Abstract

Since the early thirteenth century the outstanding Gothic sculptures of Synagoga and Ecclesia at Bamberg Cathedral - personifications of Judaism and the Church - have been part of an iconographic programme of the history of salvation. After the original statues at the Princes’ portal were relocated to the interior for conservation reasons, copies now fill the gaps in the portal’s pictorial programme. This ‘doubling’ of the motif and of its message recently led to demands for the removal of Synagoga. The archbishop, cathedral chapter and monument conservators are striving to retain both groups of figures in situ in order to preserve their history and context at the cathedral while confronting their controversial message.
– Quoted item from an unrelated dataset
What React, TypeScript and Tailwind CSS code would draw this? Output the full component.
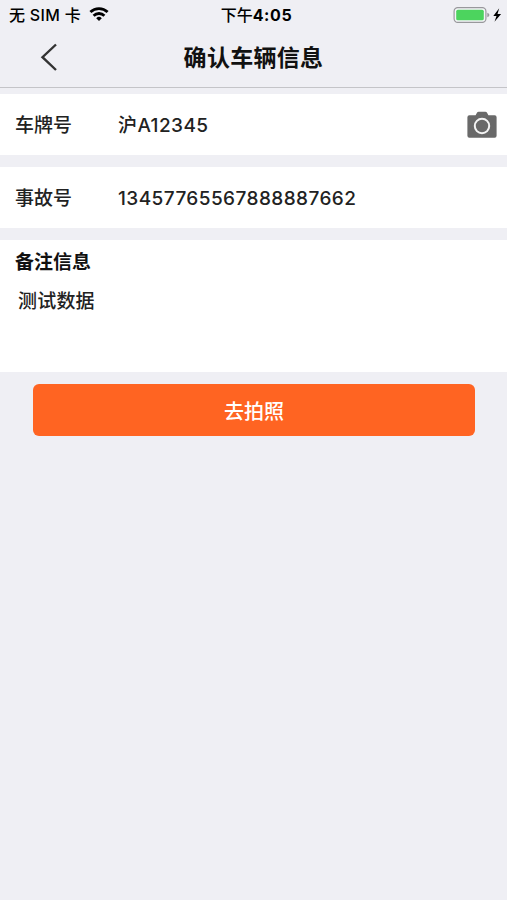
import type { ReactNode } from 'react';

function WifiIcon() {
  return (
    <svg viewBox="0 0 20 14" className="mb-px h-[14px] w-5" fill="none" stroke="#000" strokeWidth="2.8">
      <path d="M1.4 5.1a12.3 12.3 0 0 1 17.2 0" />
      <path d="M4.6 8.7a7.7 7.7 0 0 1 10.8 0" />
      <path d="M10 14 7.2 11.2a4 4 0 0 1 5.6 0z" fill="#000" stroke="none" />
    </svg>
  );
}

function BatteryIcon() {
  return (
    <svg viewBox="0 0 50 18" className="h-[18px] w-[50px]">
      <rect x="1.1" y="1.6" width="31.8" height="14.8" rx="3.6" fill="#f5f5f8" stroke="#98989c" strokeWidth="1.2" />
      <rect x="3.2" y="3.7" width="27.6" height="10.6" rx="1.6" fill="#4cd45e" />
      <path d="M34.3 6.8c1.5.5 2 1.2 2 2.2s-.5 1.7-2 2.2z" fill="#98989c" />
      <path d="M46.2 2.2 40.3 9.9h3.2l-2 5.9 6.6-7.9h-3.6z" fill="#000" />
    </svg>
  );
}

function CameraIcon() {
  return (
    <svg viewBox="0 0 30 28" className="h-7 w-[30px]">
      <path
        d="M2.4 4.3h6.2l1.5-2.7Q10.6.7 11.6.7h6.8q1 0 1.5.9l1.5 2.7h6.2q2 0 2 2v18.4q0 2-2 2H2.4q-2 0-2-2V6.3q0-2 2-2z"
        fill="#696969"
      />
      <circle cx="15" cy="15" r="7.2" fill="none" stroke="#f4f4f4" strokeWidth="2" />
    </svg>
  );
}

function StatusBar() {
  return (
    <div className="grid h-7 grid-cols-3 text-[16px] font-medium leading-7 text-black">
      <div className="flex items-center gap-2 pl-[9px]">
        <span className="whitespace-nowrap pt-px tracking-[0.3px]">无 SIM 卡</span>
        <WifiIcon />
      </div>
      <div className="flex justify-center pl-[6px] pt-px">
        <span>下午</span>
        <span className="font-bold tracking-[0.6px]">4:05</span>
      </div>
      <div className="flex items-center justify-end pr-1">
        <BatteryIcon />
      </div>
    </div>
  );
}

function NavBar({ title }: { title: string }) {
  return (
    <div className="relative flex h-[60px] items-center justify-center border-b border-[#c4c4c8]">
      <button type="button" aria-label="返回" className="absolute left-10 top-[15px]">
        <svg viewBox="0 0 18 28" className="h-7 w-[18px]" fill="none" stroke="#333" strokeWidth="2.4">
          <path d="M16 1.5 2.5 14.2 16 27" />
        </svg>
      </button>
      <h1 className="pt-px text-[23px] font-bold leading-none tracking-[0.3px] text-[#111]">{title}</h1>
    </div>
  );
}

interface RowProps {
  label: string;
  value: string;
  action?: ReactNode;
}

function Row({ label, value, action }: RowProps) {
  return (
    <div className="flex h-[61px] items-center bg-white pl-[15px] pr-[10px] text-[19px] font-medium text-[#222]">
      <span className="w-[103px] pt-[3px]">{label}</span>
      <span className="flex-1 pt-[3px] tracking-[0.43px]">{value}</span>
      {action}
    </div>
  );
}

export default function App() {
  return (
    <div className="min-h-screen bg-[#efeff4] font-['Inter','Noto_Sans_CJK_SC',sans-serif]">
      <StatusBar />
      <NavBar title="确认车辆信息" />

      <div className="mt-1.5 space-y-3">
        <Row label="车牌号" value="沪A12345" action={<CameraIcon />} />
        <Row label="事故号" value="13457765567888887662" />

        <div className="h-[132px] bg-white px-[15px] pt-[9px] text-[19px] text-[#222]">
          <div className="font-bold leading-7 text-[#111]">备注信息</div>
          <div className="mt-[11px] pl-[3px] font-medium leading-7 tracking-[0.2px]">测试数据</div>
        </div>

        <div className="px-8">
          <button
            type="button"
            className="mx-px h-[52px] w-[442px] rounded-md bg-[#ff6422] pt-[3px] text-[20px] font-medium text-white"
          >
            去拍照
          </button>
        </div>
      </div>
    </div>
  );
}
The aim of this article is to situate the sculptures of Ecclesia and Synagoga in the context of the many, often conflicting positions that have arisen during the current debate and to discuss these points of view in the context of present-day tendencies towards iconoclasm. Thus it considers the applicability of the term antisemitic to medieval sculptures and examines the iconographic development of the Ecclesia-Synagoga group for its anti-Jewish or antisemitic content. It also considers the partial or complete loss of the medieval horizon of meaning in today’s secular society, which leads to a loss of acceptance of the monument. The article concludes with a ten-point plan which aims to reconstruct the legibility of the figures and to raise awareness of the meaning and value of the sculptures without perpetuating outdated patterns of thinking.